Task directions: Only lines holding the word "TypeScript" should be copied from the material.

Stored records:
┏━━
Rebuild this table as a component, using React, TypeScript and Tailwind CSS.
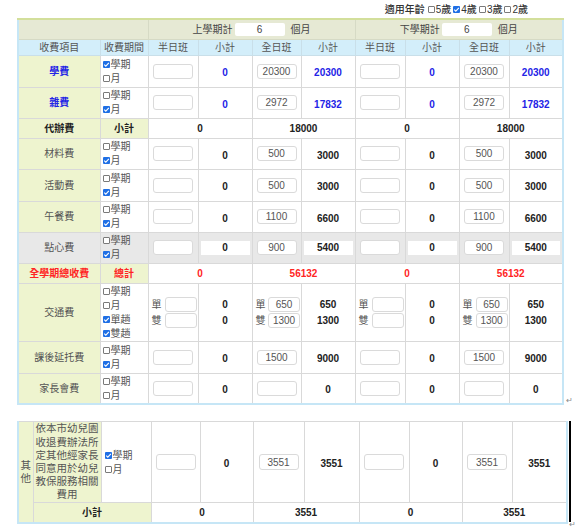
import React from 'react';

const font = "font-['Liberation_Sans','Noto_Sans_CJK_TC',sans-serif]";

function Box({ on }: { on?: boolean }) {
  if (on) {
    return (
      <span className="inline-flex h-[7px] w-[7px] items-center justify-center rounded-[1px] bg-[#1f6fe5]">
        <svg viewBox="0 0 8 8" className="h-[7px] w-[7px]">
          <path d="M1.4 4.1 3.2 5.9 6.7 2.1" fill="none" stroke="white" strokeWidth="1.3" />
        </svg>
      </span>
    );
  }
  return <span className="inline-block h-[7px] w-[7px] rounded-[1px] border border-[#7a7a7a] bg-white" />;
}

function Check({ on, label }: { on?: boolean; label: string }) {
  return (
    <div className="flex h-[14px] items-center gap-[1px] text-[10px] text-[#555]">
      <Box on={on} />
      <span>{label}</span>
    </div>
  );
}

function Field({ value = '', className = 'w-[40px]' }: { value?: string; className?: string }) {
  return (
    <div
      className={`mx-auto flex h-[15px] items-center justify-center rounded-[3px] border border-[#dadada] bg-white text-[10px] text-[#555] ${className}`}
    >
      {value}
    </div>
  );
}

function Sem({ label }: { label: string }) {
  return (
    <div className="flex items-center justify-center text-[10px] text-[#444]">
      <span>{label}</span>
      <span className="ml-[2px] flex h-[13px] w-[50px] items-center justify-center rounded-[2px] bg-white">6</span>
      <span className="ml-[6px]">個月</span>
    </div>
  );
}

const td = 'border border-[#d9d9d9] p-0 text-center align-middle';
const lab = 'border border-[#d9d9d9] bg-[#eef4cf] p-0 text-center align-middle';

type Row = {
  label: string;
  checks: [boolean, boolean];
  full: string;
  sub: string;
  tone?: 'blue' | 'gray';
  h: string;
};

const rows1: Row[] = [
  { label: '學費', checks: [true, false], full: '20300', sub: '20300', tone: 'blue', h: 'h-[32px]' },
  { label: '雜費', checks: [false, true], full: '2972', sub: '17832', tone: 'blue', h: 'h-[31px]' },
];

const rows2: Row[] = [
  { label: '材料費', checks: [false, true], full: '500', sub: '3000', h: 'h-[31px]' },
  { label: '活動費', checks: [false, true], full: '500', sub: '3000', h: 'h-[32px]' },
  { label: '午餐費', checks: [false, true], full: '1100', sub: '6600', h: 'h-[31px]' },
  { label: '點心費', checks: [false, true], full: '900', sub: '5400', tone: 'gray', h: 'h-[31px]' },
];

const rows3: Row[] = [
  { label: '課後延托費', checks: [false, true], full: '1500', sub: '9000', h: 'h-[32px]' },
  { label: '家長會費', checks: [false, false], full: '', sub: '0', h: 'h-[31px]' },
];

function Num({ v, tone, boxed }: { v: string; tone?: 'blue' | 'gray'; boxed?: boolean }) {
  const color = tone === 'blue' ? 'text-[#2323e6]' : 'text-[#222]';
  if (boxed) {
    return (
      <div className={`mx-[2px] flex h-[14px] items-center justify-center bg-white text-[10px] font-bold ${color}`}>{v}</div>
    );
  }
  return <span className={`text-[10px] font-bold ${color}`}>{v}</span>;
}

function FeeRow({ r }: { r: Row }) {
  const gray = r.tone === 'gray';
  const bg = gray ? 'bg-[#e8e8e8]' : '';
  const labelCls = r.tone === 'blue' ? 'font-bold text-[#2323e6]' : 'text-[#555]';
  return (
    <tr className={`${r.h} ${bg}`}>
      <td className={`${gray ? td : lab} text-[10px] ${labelCls}`}>{r.label}</td>
      <td className={`${td} pl-[2px] text-left`}>
        <Check on={r.checks[0]} label="學期" />
        <Check on={r.checks[1]} label="月" />
      </td>
      {[0, 1].map((s) => (
        <React.Fragment key={s}>
          <td className={td}>
            <Field />
          </td>
          <td className={td}>
            <Num v="0" tone={r.tone} boxed={gray} />
          </td>
          <td className={td}>
            <Field value={r.full} />
          </td>
          <td className={td}>
            <Num v={r.sub} tone={r.tone} boxed={gray} />
          </td>
        </React.Fragment>
      ))}
    </tr>
  );
}

function TotalRow({ a, b, c, red }: { a: string; b: string; c: string; red?: boolean }) {
  const color = red ? 'text-[#ff2424]' : 'text-[#222]';
  return (
    <tr className="h-[20px]">
      <td className={`${lab} text-[10px] font-bold ${color}`}>{a}</td>
      <td className={`${lab} text-[10px] font-bold ${color}`}>{b}</td>
      {[0, 1].map((s) => (
        <React.Fragment key={s}>
          <td colSpan={2} className={`${td} text-[10px] font-bold ${color}`}>0</td>
          <td colSpan={2} className={`${td} text-[10px] font-bold ${color}`}>{c}</td>
        </React.Fragment>
      ))}
    </tr>
  );
}

function TransportRow() {
  const pair = (a: string, b: string) => (
    <div className="flex flex-col gap-[1px] pl-[3px]">
      {[
        ['單', a],
        ['雙', b],
      ].map(([k, v]) => (
        <div key={k} className="flex items-center gap-[2px] text-[10px] text-[#555]">
          <span>{k}</span>
          <Field value={v} className="mx-0 w-[32px]" />
        </div>
      ))}
    </div>
  );
  const nums = (a: string, b: string) => (
    <div className="flex flex-col gap-[1px]">
      <div className="flex h-[15px] items-center justify-center">
        <Num v={a} />
      </div>
      <div className="flex h-[15px] items-center justify-center">
        <Num v={b} />
      </div>
    </div>
  );
  return (
    <tr className="h-[58px]">
      <td className={`${lab} text-[10px] text-[#555]`}>交通費</td>
      <td className={`${td} pl-[2px] text-left`}>
        <div className="flex flex-col">
          <Check label="學期" />
          <Check label="月" />
          <Check on label="單趟" />
          <Check on label="雙趟" />
        </div>
      </td>
      {[0, 1].map((s) => (
        <React.Fragment key={s}>
          <td className={`${td} text-left`}>{pair('', '')}</td>
          <td className={td}>{nums('0', '0')}</td>
          <td className={`${td} text-left`}>{pair('650', '1300')}</td>
          <td className={td}>{nums('650', '1300')}</td>
        </React.Fragment>
      ))}
    </tr>
  );
}

export default function App() {
  const hd = 'border border-[#c9dfe9] p-0 text-center align-middle text-[10px] font-normal text-[#555]';
  const h1 = 'border border-[#d6dac5] border-t-2 border-t-[#d3df9b] p-0 align-middle';
  return (
    <div className={`min-h-[531px] w-[582px] bg-white ${font}`}>
      <div className="flex h-[18px] items-center justify-end gap-[2px] pr-[54px] text-[10px] font-medium text-[#333]">
        <span className="mr-[1px]">適用年齡</span>
        <span className="flex items-center gap-[1px]"><Box />5歲</span>
        <span className="flex items-center gap-[1px]"><Box on />4歲</span>
        <span className="flex items-center gap-[1px]"><Box />3歲</span>
        <span className="flex items-center gap-[1px]"><Box />2歲</span>
      </div>

      <div className="flex items-end">
        <table className="ml-[17px] w-[546px] table-fixed border-collapse border-2 border-[#c6e6f6]">
          <colgroup>
            <col className="w-[82px]" />
            <col className="w-[48px]" />
            <col className="w-[50px]" />
            <col className="w-[54px]" />
            <col className="w-[49px]" />
            <col className="w-[54px]" />
            <col className="w-[50px]" />
            <col className="w-[54px]" />
            <col className="w-[50px]" />
            <col className="w-[54px]" />
          </colgroup>
          <tbody>
            <tr className="h-[20px] bg-[#e6e9d4]">
              <td colSpan={2} className={h1} />
              <td colSpan={4} className={h1}>
                <Sem label="上學期計" />
              </td>
              <td colSpan={4} className={h1}>
                <Sem label="下學期計" />
              </td>
            </tr>
            <tr className="h-[16px] bg-[#d3eefa]">
              {['收費項目', '收費期間', '半日班', '小計', '全日班', '小計', '半日班', '小計', '全日班', '小計'].map((t, i) => (
                <th key={i} className={hd}>
                  {t}
                </th>
              ))}
            </tr>
            {rows1.map((r) => (
              <FeeRow key={r.label} r={r} />
            ))}
            <TotalRow a="代辦費" b="小計" c="18000" />
            {rows2.map((r) => (
              <FeeRow key={r.label} r={r} />
            ))}
            <TotalRow a="全學期總收費" b="總計" c="56132" red />
            <TransportRow />
            {rows3.map((r) => (
              <FeeRow key={r.label} r={r} />
            ))}
          </tbody>
        </table>
        <span className="ml-[2px] text-[8px] leading-[8px] text-[#888]">↵</span>
      </div>

      <div className="mt-[16px] flex items-start">
        <table className="ml-[17px] w-[550px] table-fixed border-collapse border-2 border-t-0 border-[#c6e6f6]">
          <colgroup>
            <col className="w-[15px]" />
            <col className="w-[68px]" />
            <col className="w-[50px]" />
            <col className="w-[49px]" />
            <col className="w-[53px]" />
            <col className="w-[51px]" />
            <col className="w-[55px]" />
            <col className="w-[50px]" />
            <col className="w-[53px]" />
            <col className="w-[50px]" />
            <col className="w-[55px]" />
          </colgroup>
          <tbody>
            <tr className="h-[81px]">
              <td rowSpan={2} className={`${lab} text-[10.5px] leading-[13px] text-[#555]`}>
                其<br />他
              </td>
              <td className={`${lab} text-[10.5px] leading-[13.2px] text-[#555]`}>
                依本市幼兒園收退費辦法所定其他經家長同意用於幼兒教保服務相關費用
              </td>
              <td className={`${td} pl-[3px] text-left`}>
                <Check on label="學期" />
                <Check label="月" />
              </td>
              {[0, 1].map((s) => (
                <React.Fragment key={s}>
                  <td className={td}>
                    <Field className="h-[16px] w-[40px]" />
                  </td>
                  <td className={td}>
                    <Num v="0" />
                  </td>
                  <td className={td}>
                    <Field value="3551" className="h-[16px] w-[40px]" />
                  </td>
                  <td className={td}>
                    <Num v="3551" />
                  </td>
                </React.Fragment>
              ))}
            </tr>
            <tr className="h-[20px]">
              <td colSpan={2} className={`${lab} text-[10px] font-bold text-[#222]`}>
                小計
              </td>
              <td colSpan={2} className={`${td} text-[10px] font-bold text-[#222]`}>0</td>
              <td colSpan={2} className={`${td} text-[10px] font-bold text-[#222]`}>3551</td>
              <td colSpan={2} className={`${td} text-[10px] font-bold text-[#222]`}>0</td>
              <td colSpan={2} className={`${td} text-[10px] font-bold text-[#222]`}>3551</td>
            </tr>
          </tbody>
        </table>
        <div className="flex flex-col items-start">
          <div className="ml-[1px] h-[101px] w-[2px] bg-black" />
          <span className="ml-[1px] text-[8px] leading-[6px] text-[#888]">↵</span>
        </div>
      </div>
    </div>
  );
}
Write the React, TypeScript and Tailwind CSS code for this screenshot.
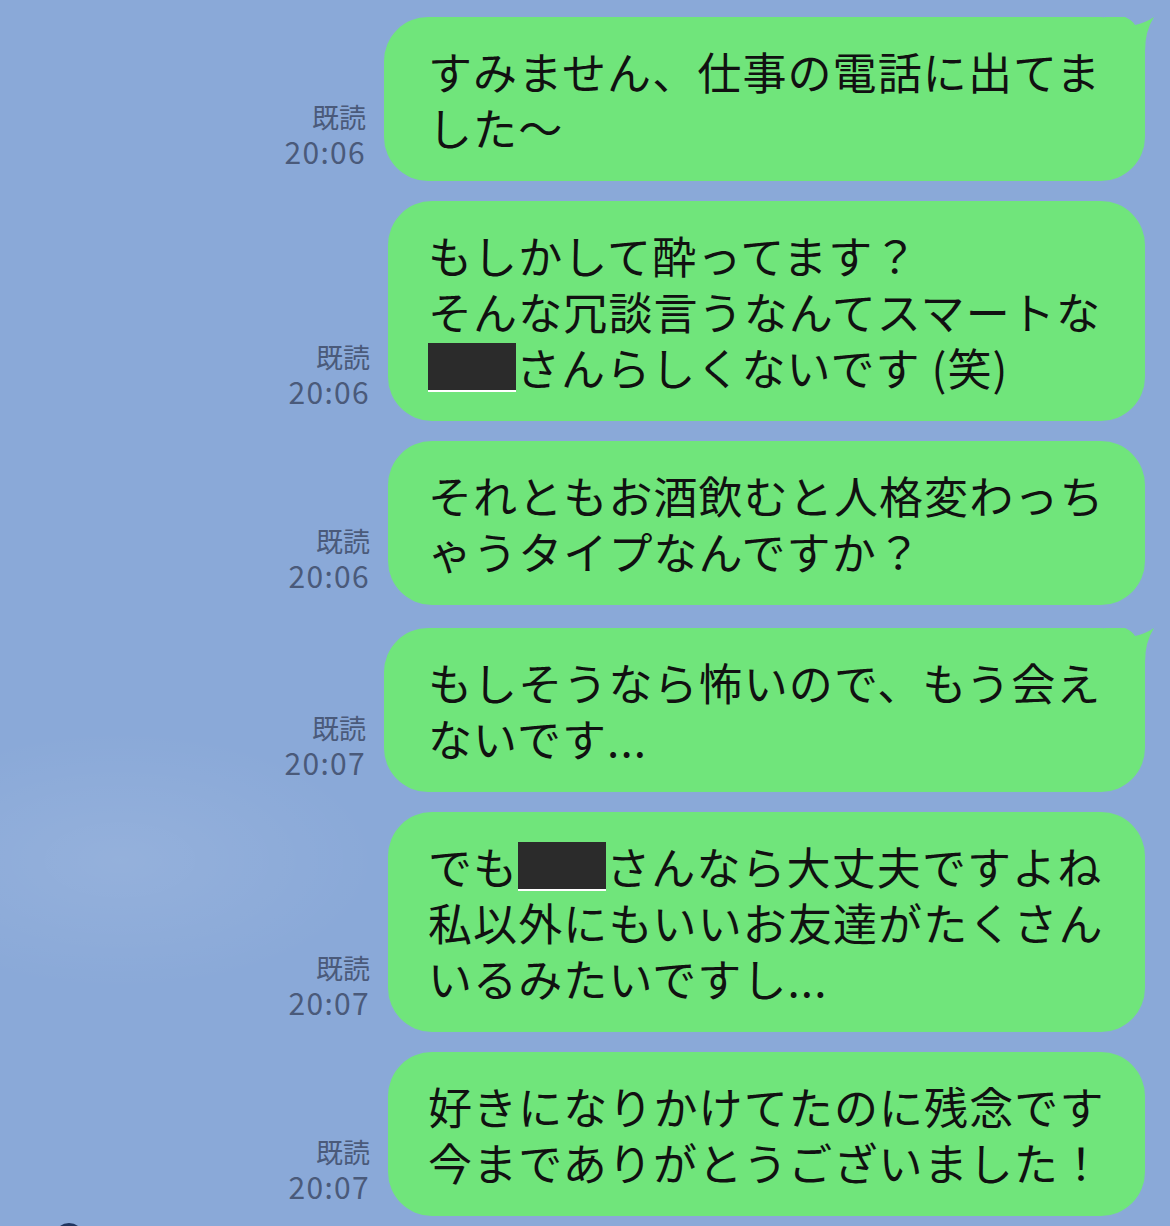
import type { ReactNode } from 'react';

type Msg = {
  time: string;
  tail?: boolean;
  lines: ReactNode[];
};

// blacked-out name
function Redact() {
  return (
    <span className="relative top-[4px] inline-block w-[88px] h-[49px] bg-[#2b2b2b] border-b-2 border-white align-top" />
  );
}

const messages: Msg[] = [
  { time: '20:06', tail: true, lines: ['すみません、仕事の電話に出てま', 'した〜'] },
  {
    time: '20:06',
    lines: [
      'もしかして酔ってます？',
      'そんな冗談言うなんてスマートな',
      <>
        <Redact />
        さんらしくないです (笑)
      </>,
    ],
  },
  { time: '20:06', lines: ['それともお酒飲むと人格変わっち', 'ゃうタイプなんですか？'] },
  { time: '20:07', tail: true, lines: ['もしそうなら怖いので、もう会え', 'ないです...'] },
  {
    time: '20:07',
    lines: [
      <>
        でも
        <Redact />
        さんなら大丈夫ですよね
      </>,
      '私以外にもいいお友達がたくさん',
      'いるみたいですし...',
    ],
  },
  { time: '20:07', lines: ['好きになりかけてたのに残念です', '今までありがとうございました！'] },
];

// little horn on the first bubble of a group
function Tail() {
  return (
    <svg className="absolute top-0 -right-[10px]" width="50" height="60" viewBox="0 0 50 60">
      <path d="M0 0 L20 0 Q27 3 30 8 Q40 6 49 0 Q40 14 40 34 L40 60 L0 60 Z" fill="#70e57b" />
    </svg>
  );
}

function Row({ msg }: { msg: Msg }) {
  return (
    <div className={msg.tail ? 'flex items-end justify-end gap-[18px] mt-[3px]' : 'flex items-end justify-end gap-[18px]'}>
      <div className="flex flex-col items-end mb-[12px] text-[#4a5a7a] font-['Noto_Sans_CJK_JP',sans-serif]">
        <span className="text-[27px] leading-[35px]">既読</span>
        <span className="text-[30px] leading-[35px] tracking-[1.3px]">{msg.time}</span>
      </div>
      <div
        className={
          msg.tail
            ? 'relative w-[761px] rounded-[44px] bg-[#70e57b] pl-[44px] py-[26px]'
            : 'relative w-[757px] rounded-[44px] bg-[#70e57b] pl-[40px] py-[26px]'
        }
      >
        {msg.tail && <Tail />}
        <div className="relative text-[44px] leading-[56px] tracking-[1.1px] text-[#111] whitespace-nowrap font-['Noto_Sans_CJK_JP',sans-serif]">
          {msg.lines.map((l, i) => (
            <div key={i}>{l}</div>
          ))}
        </div>
      </div>
    </div>
  );
}

export default function App() {
  return (
    <div className="relative w-[1170px] h-[1226px] overflow-hidden bg-[#8aa9d8] bg-[radial-gradient(ellipse_260px_130px_at_120px_860px,rgba(255,255,255,0.09),transparent)]">
      <div className="absolute left-[54px] top-[1223px] w-[30px] h-[30px] rounded-full bg-[#1f3560]" />

      <div className="relative flex flex-col gap-[20px] pt-[14px] pr-[25px]">
        {messages.map((m, i) => (
          <Row key={i} msg={m} />
        ))}
      </div>
    </div>
  );
}
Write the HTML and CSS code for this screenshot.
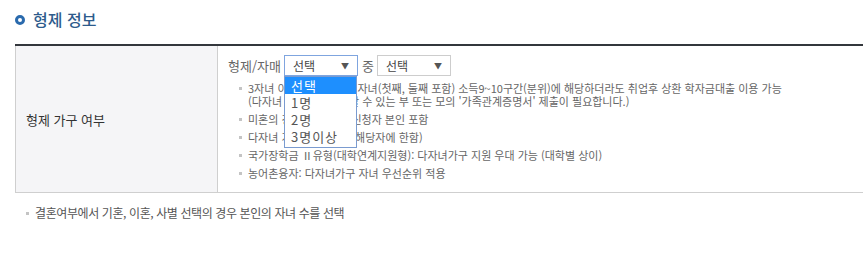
┗━━
Output for this exercise:
Rebuild this table as a component, using React, TypeScript and Tailwind CSS.
Write the React, TypeScript and Tailwind CSS code for this screenshot.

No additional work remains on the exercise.